Crispy, golden and packed with flavour, these Spiced Spare Ribs are seasoned with Avohaven Chinese 5 Spice and finished with a fragrant salt-and-pepper mix. A weekend treat that’s as fun to cook as it is to eat.
Spiced Spare Ribs

Ingredients:

1 kg meaty pork spare ribs

1 tsp Szechuan peppercorns

2 Tbsp salt

½ tsp Avohaven Chinese 5 Spice

1 ½ Tbsp cornflour

Neutral oil for deep-frying (such as canola or rice bran)


Marinade

2 ½ Tbsp light soy sauce

2 tsp caster sugar

2 Tbsp mirin (or 1 Tbsp rice wine vinegar mixed with 1 tsp sugar)

Freshly ground black pepper


Instructions:

Ask your butcher to chop the spare ribs into 5 cm pieces, or carefully cut them yourself at home.


In a dry wok or heavy frying pan, toast the Szechuan peppercorns and salt together over medium heat for about 5 minutes, stirring until the salt turns a light golden colour and smells fragrant. Transfer to a mortar and pestle (or spice grinder) and grind to a fine mix. Stir through the Avohaven Chinese 5 Spice. Set aside.


In a large bowl, mix together the soy sauce, caster sugar, mirin (or vinegar + sugar), and a good grind of black pepper. Rub half of the spice mixture onto the ribs with your hands, then pour in the marinade. Toss well to coat. Cover and refrigerate for at least 3 hours, or overnight if you have time.

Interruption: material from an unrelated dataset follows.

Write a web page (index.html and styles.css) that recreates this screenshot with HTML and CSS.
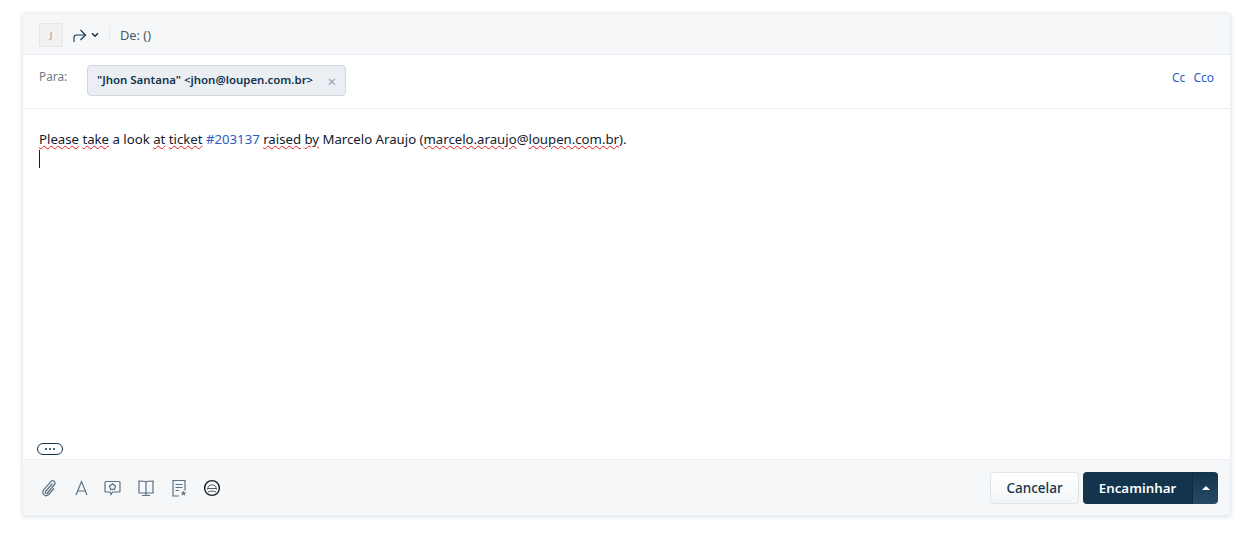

When ready to cook, drain off any excess marinade. Lightly dust each rib piece with cornflour, shaking off any extra.


Heat oil in a deep, heavy-based pan or wok until it reaches about 170°C (a cube of bread should turn golden in 40–50 seconds). Fry the ribs in batches for around 4 minutes each, until lightly golden. Don’t overcrowd the pan. Remove and set aside on a rack or paper towel while you cook the rest.


Increase the oil heat slightly (180°C) and fry the ribs again, this time until deep golden, crispy, and cooked through — about 2–3 minutes per batch.


Arrange the ribs on a serving platter and sprinkle over the remaining spice mixture. Serve hot, straight from the wok.